Street poets and beignets in Nola (E8)
GONZO heads into the home of fracking, Denton, Texas, to chat to Dr. Adam Briggle, author of ‘A Field Philosopher’s Guide to Fracking’. The idea of field philosophy is to take ideas about ethics and justice and bring it to the real world. Fracking is a justice issue and both the politics and the economics of the alleged bonanza turned out to be a big dud and a land use planning nightmare. They talk about the philosophy of hubris and narcissism and find that fracking is about the lesson of Frankenstein – we create something without considering the wider ramifications and without plans to deal with the out-of-control nature of our inventions. Denton voted to ban fracking but the state government then intervened with legislation to prevent citizens from having the democratic right of local self-determination on such matters related to Big Oil. We are waiting for a tech fix, but fracking was a tech fix to declining oil reserves. Max and Dr. Briggle ride their bike off into the distance with plans to go form the church of no-fracking.

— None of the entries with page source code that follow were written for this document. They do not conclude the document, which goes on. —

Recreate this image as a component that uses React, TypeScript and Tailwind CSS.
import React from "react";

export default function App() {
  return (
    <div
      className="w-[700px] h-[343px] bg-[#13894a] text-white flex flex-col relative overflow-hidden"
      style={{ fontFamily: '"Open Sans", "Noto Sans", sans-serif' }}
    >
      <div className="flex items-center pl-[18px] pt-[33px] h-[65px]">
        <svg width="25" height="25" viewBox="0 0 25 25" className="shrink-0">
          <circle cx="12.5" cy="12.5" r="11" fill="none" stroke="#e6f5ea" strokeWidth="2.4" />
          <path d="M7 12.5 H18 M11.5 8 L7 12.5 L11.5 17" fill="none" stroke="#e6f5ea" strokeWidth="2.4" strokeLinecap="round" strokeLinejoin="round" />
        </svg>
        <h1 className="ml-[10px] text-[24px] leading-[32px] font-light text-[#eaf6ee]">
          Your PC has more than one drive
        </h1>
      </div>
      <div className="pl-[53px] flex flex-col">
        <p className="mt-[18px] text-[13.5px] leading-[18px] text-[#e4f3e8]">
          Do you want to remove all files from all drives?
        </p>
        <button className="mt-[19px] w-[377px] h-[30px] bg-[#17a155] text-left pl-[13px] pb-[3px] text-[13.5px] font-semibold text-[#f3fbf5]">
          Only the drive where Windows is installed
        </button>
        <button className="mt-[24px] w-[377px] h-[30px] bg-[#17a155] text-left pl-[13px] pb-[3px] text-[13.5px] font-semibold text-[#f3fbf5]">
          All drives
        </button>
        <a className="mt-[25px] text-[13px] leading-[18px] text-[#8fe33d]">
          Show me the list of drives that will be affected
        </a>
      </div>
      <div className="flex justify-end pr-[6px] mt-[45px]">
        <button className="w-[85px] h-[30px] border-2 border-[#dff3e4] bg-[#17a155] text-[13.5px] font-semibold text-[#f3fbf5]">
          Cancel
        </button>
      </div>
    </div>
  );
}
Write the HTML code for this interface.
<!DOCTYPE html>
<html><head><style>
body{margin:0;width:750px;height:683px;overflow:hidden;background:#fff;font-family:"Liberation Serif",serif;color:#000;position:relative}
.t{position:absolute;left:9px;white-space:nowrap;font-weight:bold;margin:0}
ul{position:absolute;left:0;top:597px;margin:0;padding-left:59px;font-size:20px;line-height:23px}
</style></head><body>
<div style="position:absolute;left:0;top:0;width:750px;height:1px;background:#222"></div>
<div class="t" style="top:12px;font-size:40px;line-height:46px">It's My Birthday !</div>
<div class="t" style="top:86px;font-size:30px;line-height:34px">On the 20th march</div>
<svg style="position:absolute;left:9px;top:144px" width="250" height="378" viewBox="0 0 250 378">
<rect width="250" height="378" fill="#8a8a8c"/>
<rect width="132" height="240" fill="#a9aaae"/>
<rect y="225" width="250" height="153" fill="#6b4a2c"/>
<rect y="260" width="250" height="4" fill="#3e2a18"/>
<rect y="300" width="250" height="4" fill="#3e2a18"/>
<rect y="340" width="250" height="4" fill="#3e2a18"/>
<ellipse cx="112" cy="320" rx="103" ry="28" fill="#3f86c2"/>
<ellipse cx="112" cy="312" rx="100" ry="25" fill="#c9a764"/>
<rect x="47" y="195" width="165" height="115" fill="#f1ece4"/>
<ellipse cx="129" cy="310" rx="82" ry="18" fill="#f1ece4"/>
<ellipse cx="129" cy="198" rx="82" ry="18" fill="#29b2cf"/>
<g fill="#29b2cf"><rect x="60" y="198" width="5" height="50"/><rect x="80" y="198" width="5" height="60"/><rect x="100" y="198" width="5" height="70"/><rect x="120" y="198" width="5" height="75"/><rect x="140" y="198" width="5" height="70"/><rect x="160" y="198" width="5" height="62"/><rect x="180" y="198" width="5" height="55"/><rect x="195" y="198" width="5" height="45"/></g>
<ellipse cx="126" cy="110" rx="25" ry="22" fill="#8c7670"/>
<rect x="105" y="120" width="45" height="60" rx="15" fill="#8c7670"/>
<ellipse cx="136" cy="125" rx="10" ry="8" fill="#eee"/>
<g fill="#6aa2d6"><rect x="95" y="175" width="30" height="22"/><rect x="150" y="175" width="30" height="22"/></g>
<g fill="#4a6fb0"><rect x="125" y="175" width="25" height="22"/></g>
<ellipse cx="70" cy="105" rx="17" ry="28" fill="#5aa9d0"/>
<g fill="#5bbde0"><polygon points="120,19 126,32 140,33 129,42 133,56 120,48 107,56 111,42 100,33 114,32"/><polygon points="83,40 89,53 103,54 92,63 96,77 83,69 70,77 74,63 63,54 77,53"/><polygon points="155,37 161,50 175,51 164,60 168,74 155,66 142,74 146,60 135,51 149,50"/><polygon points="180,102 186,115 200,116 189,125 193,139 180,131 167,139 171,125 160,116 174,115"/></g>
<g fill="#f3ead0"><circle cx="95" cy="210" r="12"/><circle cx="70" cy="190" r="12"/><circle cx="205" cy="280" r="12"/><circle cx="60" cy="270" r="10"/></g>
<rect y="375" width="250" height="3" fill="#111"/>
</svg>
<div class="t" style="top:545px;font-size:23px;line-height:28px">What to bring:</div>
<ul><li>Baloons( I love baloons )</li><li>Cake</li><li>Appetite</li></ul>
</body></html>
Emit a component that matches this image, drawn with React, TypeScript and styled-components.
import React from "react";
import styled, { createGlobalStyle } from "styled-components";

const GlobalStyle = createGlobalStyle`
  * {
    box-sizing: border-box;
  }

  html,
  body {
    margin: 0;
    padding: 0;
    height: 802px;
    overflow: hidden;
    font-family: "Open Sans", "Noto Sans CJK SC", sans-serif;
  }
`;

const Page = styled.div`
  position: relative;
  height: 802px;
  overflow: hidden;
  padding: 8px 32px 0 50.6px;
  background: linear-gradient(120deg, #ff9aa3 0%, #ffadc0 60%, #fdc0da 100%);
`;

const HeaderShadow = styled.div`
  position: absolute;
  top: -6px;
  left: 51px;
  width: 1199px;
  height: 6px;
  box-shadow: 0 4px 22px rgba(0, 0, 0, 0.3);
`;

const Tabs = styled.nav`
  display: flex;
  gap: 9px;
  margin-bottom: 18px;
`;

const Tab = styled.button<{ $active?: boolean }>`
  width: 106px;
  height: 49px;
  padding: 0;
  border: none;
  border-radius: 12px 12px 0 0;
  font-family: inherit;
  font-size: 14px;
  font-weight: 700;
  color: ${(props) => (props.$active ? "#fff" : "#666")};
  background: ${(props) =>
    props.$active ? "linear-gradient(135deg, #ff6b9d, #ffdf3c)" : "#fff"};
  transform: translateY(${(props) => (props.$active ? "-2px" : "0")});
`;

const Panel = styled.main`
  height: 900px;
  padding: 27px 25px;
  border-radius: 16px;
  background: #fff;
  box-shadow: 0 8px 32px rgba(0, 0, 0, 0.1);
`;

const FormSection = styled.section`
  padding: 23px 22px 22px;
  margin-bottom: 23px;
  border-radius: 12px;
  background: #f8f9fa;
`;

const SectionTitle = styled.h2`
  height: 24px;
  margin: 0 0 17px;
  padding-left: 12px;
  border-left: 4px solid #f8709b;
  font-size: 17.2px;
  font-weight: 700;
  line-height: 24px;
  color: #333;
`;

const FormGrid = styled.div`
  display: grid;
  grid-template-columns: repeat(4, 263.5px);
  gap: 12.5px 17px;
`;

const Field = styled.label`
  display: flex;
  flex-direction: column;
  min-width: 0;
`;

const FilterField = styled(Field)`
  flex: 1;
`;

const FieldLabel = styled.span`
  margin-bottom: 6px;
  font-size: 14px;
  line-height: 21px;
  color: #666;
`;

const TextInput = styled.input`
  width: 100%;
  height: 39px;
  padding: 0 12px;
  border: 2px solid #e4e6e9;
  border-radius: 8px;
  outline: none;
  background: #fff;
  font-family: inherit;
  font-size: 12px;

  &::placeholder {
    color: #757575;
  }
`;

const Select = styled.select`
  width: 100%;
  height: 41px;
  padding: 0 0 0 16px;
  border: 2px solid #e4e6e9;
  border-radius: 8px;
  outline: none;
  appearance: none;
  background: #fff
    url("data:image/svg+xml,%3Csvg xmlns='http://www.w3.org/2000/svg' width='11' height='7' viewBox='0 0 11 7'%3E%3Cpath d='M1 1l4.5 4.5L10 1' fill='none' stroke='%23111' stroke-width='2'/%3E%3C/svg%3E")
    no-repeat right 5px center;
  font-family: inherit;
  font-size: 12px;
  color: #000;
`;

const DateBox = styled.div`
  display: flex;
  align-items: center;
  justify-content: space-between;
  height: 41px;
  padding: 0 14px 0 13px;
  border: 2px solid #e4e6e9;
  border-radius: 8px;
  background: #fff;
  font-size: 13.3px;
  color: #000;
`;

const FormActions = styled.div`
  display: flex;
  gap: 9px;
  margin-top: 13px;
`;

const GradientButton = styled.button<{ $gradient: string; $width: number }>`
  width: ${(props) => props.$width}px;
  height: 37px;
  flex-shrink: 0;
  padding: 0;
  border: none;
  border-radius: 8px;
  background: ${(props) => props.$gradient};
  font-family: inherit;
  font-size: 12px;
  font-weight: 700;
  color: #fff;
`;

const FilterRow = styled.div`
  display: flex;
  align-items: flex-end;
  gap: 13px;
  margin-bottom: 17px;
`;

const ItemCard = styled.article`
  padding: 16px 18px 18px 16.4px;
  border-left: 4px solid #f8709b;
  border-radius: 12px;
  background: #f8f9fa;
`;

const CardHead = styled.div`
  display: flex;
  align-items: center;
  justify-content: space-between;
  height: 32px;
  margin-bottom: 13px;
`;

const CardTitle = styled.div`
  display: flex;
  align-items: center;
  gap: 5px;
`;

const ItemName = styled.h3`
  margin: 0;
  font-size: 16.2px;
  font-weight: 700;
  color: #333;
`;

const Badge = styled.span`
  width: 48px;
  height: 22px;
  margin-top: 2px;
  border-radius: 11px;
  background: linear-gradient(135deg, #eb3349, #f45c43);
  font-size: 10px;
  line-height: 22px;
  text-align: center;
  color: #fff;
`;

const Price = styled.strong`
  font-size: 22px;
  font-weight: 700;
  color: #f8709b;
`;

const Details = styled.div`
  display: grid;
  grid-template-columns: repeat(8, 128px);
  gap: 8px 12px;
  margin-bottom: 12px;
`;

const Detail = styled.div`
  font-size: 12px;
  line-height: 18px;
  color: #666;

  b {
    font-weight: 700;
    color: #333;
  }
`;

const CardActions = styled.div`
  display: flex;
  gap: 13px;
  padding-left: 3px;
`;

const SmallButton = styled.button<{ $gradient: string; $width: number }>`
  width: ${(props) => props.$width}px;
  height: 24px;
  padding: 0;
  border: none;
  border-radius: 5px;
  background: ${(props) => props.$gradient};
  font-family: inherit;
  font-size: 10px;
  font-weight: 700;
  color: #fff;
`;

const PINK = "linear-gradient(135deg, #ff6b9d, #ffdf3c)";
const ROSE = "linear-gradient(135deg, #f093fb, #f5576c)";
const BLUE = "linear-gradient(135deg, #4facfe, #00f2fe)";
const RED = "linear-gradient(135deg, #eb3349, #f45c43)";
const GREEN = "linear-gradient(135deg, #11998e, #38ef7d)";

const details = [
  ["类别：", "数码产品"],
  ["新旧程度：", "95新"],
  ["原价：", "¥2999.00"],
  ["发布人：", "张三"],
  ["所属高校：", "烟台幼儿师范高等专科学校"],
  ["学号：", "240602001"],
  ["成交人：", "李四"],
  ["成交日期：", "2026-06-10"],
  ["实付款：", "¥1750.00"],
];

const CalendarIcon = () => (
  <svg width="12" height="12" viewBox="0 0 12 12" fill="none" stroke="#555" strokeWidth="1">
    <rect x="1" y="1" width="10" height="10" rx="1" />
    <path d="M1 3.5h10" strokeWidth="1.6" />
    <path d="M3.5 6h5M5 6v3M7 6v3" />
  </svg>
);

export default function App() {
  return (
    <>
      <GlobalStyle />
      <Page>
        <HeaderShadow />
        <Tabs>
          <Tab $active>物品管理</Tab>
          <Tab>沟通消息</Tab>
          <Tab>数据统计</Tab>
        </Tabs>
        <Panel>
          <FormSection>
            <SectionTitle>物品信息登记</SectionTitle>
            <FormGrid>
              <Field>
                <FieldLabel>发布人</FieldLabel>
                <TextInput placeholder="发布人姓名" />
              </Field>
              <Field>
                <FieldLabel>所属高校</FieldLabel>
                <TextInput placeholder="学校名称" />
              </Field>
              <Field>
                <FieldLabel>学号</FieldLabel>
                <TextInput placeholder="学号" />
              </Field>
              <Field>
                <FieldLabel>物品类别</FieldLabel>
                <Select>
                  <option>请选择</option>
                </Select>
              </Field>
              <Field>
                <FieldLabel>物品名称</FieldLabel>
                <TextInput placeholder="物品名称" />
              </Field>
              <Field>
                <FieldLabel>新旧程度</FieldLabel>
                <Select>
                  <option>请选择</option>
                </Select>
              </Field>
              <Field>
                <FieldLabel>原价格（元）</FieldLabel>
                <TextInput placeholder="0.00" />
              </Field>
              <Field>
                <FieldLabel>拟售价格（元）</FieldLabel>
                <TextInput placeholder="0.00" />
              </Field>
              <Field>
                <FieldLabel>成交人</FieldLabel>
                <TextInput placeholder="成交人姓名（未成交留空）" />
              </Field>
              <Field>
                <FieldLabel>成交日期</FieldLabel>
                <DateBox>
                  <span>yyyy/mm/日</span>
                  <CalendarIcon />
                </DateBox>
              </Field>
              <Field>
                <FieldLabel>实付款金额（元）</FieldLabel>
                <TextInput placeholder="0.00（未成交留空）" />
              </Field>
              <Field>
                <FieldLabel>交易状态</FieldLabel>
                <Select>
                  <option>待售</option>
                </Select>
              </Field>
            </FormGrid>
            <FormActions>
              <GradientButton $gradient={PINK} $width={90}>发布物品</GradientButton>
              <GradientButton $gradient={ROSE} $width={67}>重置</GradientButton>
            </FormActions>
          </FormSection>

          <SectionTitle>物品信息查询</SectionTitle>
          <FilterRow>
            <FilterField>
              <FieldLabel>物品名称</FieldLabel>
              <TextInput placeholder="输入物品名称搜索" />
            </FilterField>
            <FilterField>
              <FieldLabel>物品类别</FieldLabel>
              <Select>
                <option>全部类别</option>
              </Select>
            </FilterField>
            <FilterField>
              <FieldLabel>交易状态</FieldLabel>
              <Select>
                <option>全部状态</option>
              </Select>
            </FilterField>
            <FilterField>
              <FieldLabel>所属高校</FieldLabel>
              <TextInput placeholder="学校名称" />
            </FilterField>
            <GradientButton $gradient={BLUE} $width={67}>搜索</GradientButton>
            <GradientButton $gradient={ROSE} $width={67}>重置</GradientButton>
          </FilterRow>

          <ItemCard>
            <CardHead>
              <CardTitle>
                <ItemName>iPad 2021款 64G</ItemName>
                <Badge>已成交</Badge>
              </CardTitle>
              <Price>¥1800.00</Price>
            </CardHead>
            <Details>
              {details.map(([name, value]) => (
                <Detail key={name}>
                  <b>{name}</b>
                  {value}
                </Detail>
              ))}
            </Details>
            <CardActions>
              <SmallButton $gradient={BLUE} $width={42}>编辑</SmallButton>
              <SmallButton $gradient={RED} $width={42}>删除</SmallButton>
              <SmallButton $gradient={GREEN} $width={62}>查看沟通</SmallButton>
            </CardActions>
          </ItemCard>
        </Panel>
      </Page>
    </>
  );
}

Max and Stacy leave Texas on the way to New Orleans while discussing the frackers-versus-ranchers battle brewing in Texas as each vie for limited water resources. In Nola, they discuss the aftermath of Hurricane Katrina, which Obama’s education secretary considered the best thing to ever happen to public education in America, as it opened up an entire city to the charter school movement which, in turn, opened the city up to privatization and gentrification. They also discuss the legacy of Huey Long and how we now dismantle public infrastructure rather than build it. Blumenthal mentions ‘Cancer Alley’ in one of the first towns of freed persons where cancer rates now are so high due to industrial pollution. They also ask, “How did we end up with Trump?” And the role of John Hagee and the evangelical Christians in putting him in power in order to get them the Supreme Court, which they now effectively own. Finally, Stacy and the two Maxes eat beignets, talk about the swamp expanding, the legacy of Bourdain, and then talk to some street poets who compose a poem for GONZO.